> _GIVEN DATA_:
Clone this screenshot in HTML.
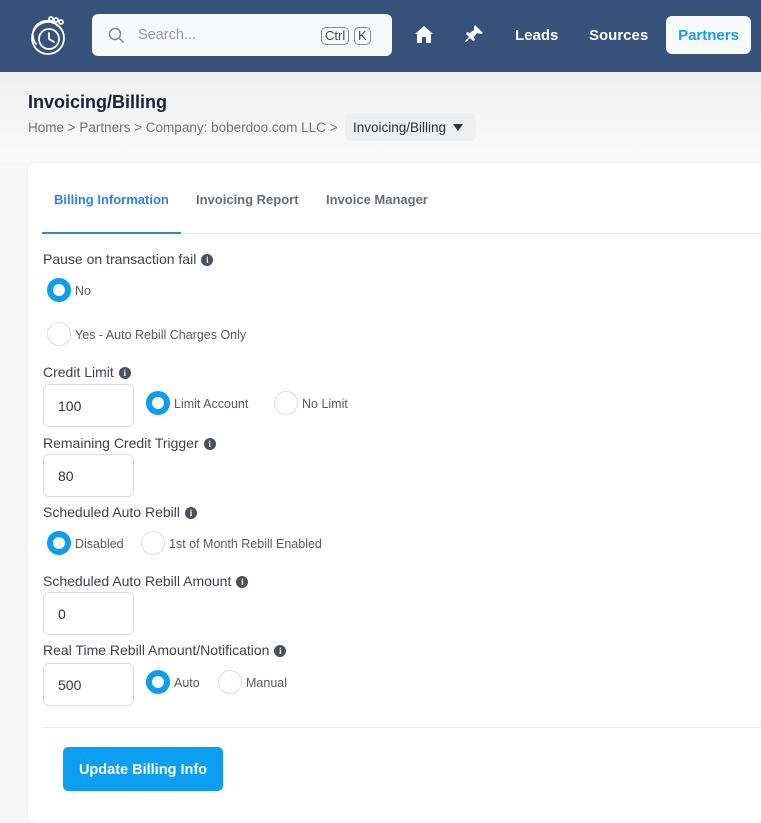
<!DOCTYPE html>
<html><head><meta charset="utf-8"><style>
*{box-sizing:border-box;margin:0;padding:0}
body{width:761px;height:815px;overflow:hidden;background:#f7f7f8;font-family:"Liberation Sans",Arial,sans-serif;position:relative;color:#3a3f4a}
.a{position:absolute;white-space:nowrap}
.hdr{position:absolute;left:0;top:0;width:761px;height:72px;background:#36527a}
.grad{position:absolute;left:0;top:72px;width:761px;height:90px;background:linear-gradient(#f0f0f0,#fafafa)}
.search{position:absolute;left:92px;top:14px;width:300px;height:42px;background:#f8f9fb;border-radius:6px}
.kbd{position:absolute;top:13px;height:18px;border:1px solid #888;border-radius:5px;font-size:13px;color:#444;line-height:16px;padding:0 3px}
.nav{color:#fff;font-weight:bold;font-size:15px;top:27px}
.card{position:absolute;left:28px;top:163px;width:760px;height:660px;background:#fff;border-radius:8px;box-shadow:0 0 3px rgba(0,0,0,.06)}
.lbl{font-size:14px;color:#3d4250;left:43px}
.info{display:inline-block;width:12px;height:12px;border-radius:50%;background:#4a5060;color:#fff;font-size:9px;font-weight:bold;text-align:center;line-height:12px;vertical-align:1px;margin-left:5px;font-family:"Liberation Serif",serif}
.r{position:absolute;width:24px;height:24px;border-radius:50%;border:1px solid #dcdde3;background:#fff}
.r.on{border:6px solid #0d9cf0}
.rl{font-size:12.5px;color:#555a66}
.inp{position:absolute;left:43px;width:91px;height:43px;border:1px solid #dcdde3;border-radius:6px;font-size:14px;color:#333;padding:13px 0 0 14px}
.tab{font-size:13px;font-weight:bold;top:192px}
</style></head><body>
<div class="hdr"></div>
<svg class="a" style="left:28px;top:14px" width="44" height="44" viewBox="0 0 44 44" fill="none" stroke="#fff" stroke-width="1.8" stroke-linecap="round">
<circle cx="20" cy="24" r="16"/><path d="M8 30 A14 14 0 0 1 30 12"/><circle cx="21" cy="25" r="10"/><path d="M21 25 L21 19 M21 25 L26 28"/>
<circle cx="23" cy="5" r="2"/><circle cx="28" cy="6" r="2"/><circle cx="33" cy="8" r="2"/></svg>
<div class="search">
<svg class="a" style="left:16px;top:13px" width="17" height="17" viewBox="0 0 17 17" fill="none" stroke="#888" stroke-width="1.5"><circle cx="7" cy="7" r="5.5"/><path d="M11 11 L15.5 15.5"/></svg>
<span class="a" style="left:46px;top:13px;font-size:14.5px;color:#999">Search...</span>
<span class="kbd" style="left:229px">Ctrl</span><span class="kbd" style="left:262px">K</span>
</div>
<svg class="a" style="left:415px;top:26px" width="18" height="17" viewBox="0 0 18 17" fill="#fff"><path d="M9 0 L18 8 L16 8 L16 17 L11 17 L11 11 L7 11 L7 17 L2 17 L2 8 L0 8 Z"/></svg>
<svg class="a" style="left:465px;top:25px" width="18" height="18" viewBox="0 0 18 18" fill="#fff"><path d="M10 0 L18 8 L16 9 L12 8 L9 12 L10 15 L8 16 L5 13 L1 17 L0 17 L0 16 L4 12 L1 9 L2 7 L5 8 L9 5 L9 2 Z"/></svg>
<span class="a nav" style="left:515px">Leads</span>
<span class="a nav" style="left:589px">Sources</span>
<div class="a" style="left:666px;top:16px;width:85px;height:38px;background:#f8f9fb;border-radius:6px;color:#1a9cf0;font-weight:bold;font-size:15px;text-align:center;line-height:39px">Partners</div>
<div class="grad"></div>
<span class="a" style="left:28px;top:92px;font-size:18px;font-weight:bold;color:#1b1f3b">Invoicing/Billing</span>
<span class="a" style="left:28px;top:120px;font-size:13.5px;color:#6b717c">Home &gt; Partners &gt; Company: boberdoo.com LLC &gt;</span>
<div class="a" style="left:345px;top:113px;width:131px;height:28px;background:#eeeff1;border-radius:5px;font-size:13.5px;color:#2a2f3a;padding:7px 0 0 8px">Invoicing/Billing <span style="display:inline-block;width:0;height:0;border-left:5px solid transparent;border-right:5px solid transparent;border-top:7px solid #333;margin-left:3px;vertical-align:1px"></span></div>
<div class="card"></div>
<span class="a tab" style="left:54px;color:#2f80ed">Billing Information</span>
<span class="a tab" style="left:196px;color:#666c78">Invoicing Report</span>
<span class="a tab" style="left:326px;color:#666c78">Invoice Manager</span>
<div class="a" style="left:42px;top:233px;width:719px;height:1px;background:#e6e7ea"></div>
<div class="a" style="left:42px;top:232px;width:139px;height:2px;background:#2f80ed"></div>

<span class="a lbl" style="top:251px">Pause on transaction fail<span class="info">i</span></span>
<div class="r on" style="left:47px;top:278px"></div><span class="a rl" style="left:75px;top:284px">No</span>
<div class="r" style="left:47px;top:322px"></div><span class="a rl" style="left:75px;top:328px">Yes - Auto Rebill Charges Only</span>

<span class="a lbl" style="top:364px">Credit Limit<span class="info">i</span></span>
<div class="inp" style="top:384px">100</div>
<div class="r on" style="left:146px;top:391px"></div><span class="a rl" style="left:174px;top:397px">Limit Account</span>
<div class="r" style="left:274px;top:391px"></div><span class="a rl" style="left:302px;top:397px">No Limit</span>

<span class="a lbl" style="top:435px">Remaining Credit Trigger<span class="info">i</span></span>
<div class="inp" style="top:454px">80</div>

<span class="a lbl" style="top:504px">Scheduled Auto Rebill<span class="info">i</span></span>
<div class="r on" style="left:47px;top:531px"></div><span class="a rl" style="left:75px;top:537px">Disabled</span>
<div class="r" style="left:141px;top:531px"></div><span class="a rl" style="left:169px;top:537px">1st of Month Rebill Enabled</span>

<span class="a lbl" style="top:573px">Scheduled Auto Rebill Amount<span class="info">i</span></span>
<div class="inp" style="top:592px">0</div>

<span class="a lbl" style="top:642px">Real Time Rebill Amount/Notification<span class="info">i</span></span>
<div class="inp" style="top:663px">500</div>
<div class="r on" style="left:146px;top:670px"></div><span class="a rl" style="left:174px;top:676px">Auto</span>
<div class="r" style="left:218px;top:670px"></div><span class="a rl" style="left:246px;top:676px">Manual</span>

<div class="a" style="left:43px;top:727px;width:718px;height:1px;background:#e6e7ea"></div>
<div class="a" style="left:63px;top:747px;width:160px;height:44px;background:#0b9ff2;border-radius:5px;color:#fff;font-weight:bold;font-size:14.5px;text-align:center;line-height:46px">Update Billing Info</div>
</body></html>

* * *

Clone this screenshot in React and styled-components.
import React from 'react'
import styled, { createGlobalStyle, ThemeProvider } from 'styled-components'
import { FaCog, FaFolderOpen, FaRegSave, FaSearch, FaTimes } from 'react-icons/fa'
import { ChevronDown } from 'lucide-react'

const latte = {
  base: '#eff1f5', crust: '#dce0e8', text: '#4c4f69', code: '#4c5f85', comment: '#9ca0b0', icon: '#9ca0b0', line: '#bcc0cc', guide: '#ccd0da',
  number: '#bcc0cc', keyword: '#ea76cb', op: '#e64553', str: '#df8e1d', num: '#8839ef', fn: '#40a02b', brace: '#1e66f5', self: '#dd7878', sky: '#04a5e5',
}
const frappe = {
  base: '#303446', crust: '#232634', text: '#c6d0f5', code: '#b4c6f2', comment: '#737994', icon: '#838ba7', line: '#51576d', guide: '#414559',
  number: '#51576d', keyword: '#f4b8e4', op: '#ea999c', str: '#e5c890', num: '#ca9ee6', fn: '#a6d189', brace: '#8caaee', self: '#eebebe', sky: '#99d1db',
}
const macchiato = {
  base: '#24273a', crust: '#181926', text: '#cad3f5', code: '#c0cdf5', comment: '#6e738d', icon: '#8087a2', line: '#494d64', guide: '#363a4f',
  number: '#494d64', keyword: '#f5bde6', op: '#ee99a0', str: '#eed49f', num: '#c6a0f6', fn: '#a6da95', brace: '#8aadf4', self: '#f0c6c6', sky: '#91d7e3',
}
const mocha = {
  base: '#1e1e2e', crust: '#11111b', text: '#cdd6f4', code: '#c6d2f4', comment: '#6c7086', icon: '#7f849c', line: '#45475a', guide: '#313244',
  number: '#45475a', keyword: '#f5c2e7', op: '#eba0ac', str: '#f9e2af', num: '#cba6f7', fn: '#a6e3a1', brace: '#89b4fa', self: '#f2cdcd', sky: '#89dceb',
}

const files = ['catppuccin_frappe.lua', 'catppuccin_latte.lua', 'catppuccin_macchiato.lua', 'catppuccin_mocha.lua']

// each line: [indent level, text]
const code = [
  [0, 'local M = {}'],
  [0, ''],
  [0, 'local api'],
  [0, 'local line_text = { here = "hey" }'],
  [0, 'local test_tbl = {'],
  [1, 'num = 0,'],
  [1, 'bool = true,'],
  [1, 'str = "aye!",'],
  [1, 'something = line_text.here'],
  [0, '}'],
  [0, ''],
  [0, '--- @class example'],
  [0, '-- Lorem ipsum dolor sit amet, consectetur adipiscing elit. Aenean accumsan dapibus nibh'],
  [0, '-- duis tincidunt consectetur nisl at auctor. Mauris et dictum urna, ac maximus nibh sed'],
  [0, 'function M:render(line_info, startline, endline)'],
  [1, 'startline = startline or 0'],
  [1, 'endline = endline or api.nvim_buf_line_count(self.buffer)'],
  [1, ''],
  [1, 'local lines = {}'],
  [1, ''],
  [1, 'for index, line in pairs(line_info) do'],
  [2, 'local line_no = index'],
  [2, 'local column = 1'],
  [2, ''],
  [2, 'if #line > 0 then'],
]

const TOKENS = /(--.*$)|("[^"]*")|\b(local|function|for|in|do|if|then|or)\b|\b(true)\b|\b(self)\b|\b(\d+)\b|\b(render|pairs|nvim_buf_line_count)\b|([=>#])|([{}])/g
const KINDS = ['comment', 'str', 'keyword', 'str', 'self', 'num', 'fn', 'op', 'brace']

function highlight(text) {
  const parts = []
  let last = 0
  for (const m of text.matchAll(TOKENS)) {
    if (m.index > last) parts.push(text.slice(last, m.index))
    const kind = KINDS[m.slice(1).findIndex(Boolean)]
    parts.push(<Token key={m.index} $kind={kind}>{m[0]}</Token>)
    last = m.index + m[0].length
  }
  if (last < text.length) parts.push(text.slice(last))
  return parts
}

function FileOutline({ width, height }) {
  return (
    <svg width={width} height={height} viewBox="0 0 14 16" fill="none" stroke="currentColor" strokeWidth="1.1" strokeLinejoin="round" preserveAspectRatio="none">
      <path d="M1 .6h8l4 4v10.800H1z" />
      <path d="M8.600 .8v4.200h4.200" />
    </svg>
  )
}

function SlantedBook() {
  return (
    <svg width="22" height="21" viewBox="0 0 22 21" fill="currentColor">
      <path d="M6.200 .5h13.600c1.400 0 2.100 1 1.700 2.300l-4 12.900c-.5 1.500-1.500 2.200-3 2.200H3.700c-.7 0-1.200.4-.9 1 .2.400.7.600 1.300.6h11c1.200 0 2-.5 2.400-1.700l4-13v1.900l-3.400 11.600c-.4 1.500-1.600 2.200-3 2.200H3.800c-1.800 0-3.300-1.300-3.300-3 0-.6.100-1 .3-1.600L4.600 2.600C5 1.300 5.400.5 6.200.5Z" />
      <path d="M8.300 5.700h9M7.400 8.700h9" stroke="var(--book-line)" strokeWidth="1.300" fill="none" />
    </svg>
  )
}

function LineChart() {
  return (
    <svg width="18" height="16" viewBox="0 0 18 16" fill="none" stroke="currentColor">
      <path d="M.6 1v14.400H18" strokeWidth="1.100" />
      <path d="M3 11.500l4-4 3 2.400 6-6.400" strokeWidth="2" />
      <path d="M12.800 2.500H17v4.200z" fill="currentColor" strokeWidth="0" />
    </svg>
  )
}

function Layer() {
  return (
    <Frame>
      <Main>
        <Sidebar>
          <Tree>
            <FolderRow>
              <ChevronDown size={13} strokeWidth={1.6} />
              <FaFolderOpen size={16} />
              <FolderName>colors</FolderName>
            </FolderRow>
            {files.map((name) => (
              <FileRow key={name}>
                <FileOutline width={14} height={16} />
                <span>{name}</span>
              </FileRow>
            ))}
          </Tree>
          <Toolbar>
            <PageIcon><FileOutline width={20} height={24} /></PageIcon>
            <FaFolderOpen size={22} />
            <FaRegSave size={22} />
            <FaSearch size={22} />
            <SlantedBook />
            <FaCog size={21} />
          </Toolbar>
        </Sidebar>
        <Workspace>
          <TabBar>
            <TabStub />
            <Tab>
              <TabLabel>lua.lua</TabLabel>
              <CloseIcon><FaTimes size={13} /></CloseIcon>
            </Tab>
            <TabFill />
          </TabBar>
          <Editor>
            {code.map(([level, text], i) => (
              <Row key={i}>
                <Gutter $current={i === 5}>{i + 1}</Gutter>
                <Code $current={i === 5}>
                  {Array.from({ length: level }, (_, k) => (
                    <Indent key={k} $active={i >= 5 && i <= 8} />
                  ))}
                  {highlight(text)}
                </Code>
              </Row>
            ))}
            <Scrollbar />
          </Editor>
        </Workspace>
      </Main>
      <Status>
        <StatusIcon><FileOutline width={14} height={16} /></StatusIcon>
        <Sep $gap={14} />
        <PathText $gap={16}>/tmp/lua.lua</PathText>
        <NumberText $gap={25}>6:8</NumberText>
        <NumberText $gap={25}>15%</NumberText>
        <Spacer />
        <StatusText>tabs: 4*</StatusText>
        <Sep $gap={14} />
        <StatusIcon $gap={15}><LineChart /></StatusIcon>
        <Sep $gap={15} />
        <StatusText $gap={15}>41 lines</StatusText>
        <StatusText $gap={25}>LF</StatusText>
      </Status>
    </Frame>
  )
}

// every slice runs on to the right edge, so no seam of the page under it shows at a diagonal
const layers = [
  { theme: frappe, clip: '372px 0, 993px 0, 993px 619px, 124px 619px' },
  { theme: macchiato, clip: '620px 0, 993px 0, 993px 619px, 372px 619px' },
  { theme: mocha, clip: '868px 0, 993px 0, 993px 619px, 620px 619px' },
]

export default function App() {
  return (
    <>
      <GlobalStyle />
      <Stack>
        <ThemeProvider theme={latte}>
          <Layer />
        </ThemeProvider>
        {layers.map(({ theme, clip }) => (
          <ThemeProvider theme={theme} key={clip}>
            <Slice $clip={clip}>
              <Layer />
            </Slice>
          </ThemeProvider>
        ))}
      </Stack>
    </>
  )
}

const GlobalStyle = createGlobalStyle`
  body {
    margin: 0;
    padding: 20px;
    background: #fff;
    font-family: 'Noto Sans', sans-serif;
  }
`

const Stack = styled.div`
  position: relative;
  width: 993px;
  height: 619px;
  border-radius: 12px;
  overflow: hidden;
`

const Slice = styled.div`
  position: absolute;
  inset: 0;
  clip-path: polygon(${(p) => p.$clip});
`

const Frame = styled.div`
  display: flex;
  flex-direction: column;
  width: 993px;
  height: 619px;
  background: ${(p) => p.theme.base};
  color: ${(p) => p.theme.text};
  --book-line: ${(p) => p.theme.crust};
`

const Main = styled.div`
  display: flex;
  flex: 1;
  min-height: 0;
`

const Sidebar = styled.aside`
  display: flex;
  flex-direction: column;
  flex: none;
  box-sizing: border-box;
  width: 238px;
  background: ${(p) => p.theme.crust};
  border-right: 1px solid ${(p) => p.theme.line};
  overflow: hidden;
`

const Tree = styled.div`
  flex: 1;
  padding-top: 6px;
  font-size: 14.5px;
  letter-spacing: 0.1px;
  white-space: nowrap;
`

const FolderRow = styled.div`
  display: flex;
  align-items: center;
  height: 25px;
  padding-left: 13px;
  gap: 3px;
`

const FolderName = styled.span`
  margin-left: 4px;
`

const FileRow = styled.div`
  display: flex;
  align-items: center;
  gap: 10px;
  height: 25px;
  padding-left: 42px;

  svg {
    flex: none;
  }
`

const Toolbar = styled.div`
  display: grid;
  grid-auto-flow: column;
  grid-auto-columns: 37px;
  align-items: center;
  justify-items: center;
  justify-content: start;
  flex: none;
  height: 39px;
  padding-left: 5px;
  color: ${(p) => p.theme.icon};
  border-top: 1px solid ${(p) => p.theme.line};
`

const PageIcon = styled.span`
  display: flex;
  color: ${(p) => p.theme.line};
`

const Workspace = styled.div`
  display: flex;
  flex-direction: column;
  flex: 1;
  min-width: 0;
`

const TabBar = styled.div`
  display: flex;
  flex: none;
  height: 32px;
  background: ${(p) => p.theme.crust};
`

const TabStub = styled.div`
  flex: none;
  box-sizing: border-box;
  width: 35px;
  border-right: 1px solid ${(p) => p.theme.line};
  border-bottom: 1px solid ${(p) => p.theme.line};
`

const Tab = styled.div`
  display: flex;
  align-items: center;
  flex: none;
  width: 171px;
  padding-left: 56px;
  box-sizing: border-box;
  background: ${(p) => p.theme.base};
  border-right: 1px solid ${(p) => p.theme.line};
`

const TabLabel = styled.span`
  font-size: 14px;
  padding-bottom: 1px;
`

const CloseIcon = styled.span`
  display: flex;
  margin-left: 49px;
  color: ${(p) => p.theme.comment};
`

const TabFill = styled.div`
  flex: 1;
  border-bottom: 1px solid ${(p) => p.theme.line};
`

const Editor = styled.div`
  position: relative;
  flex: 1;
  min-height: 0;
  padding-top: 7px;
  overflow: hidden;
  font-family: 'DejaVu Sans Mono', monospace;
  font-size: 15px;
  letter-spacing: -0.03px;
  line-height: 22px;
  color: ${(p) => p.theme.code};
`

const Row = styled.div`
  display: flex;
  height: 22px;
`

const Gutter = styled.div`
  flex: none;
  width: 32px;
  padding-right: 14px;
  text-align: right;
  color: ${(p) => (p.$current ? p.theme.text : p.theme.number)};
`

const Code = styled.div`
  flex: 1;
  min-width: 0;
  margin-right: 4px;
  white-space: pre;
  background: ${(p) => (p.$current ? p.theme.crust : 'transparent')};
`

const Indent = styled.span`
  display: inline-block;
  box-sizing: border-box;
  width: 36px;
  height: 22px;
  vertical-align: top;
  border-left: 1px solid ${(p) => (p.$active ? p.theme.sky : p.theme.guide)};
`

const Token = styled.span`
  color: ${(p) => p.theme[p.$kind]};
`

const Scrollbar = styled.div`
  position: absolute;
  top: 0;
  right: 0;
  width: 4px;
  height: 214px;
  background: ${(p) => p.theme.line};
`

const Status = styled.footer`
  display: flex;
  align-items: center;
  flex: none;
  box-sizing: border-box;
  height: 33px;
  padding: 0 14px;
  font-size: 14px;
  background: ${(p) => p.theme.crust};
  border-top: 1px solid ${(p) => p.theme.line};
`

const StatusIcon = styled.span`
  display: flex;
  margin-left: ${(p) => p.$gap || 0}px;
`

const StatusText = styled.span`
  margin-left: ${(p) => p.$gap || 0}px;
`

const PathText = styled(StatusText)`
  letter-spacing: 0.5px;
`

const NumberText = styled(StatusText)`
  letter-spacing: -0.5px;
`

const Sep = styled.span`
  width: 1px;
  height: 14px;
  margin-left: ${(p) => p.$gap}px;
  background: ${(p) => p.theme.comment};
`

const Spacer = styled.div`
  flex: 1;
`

> _REQUIRED TASK_: Look through the data above. Copy every line with the string "this" in it.

> _ANSWER IN FULL_:
Clone this screenshot in HTML.
Clone this screenshot in React and styled-components.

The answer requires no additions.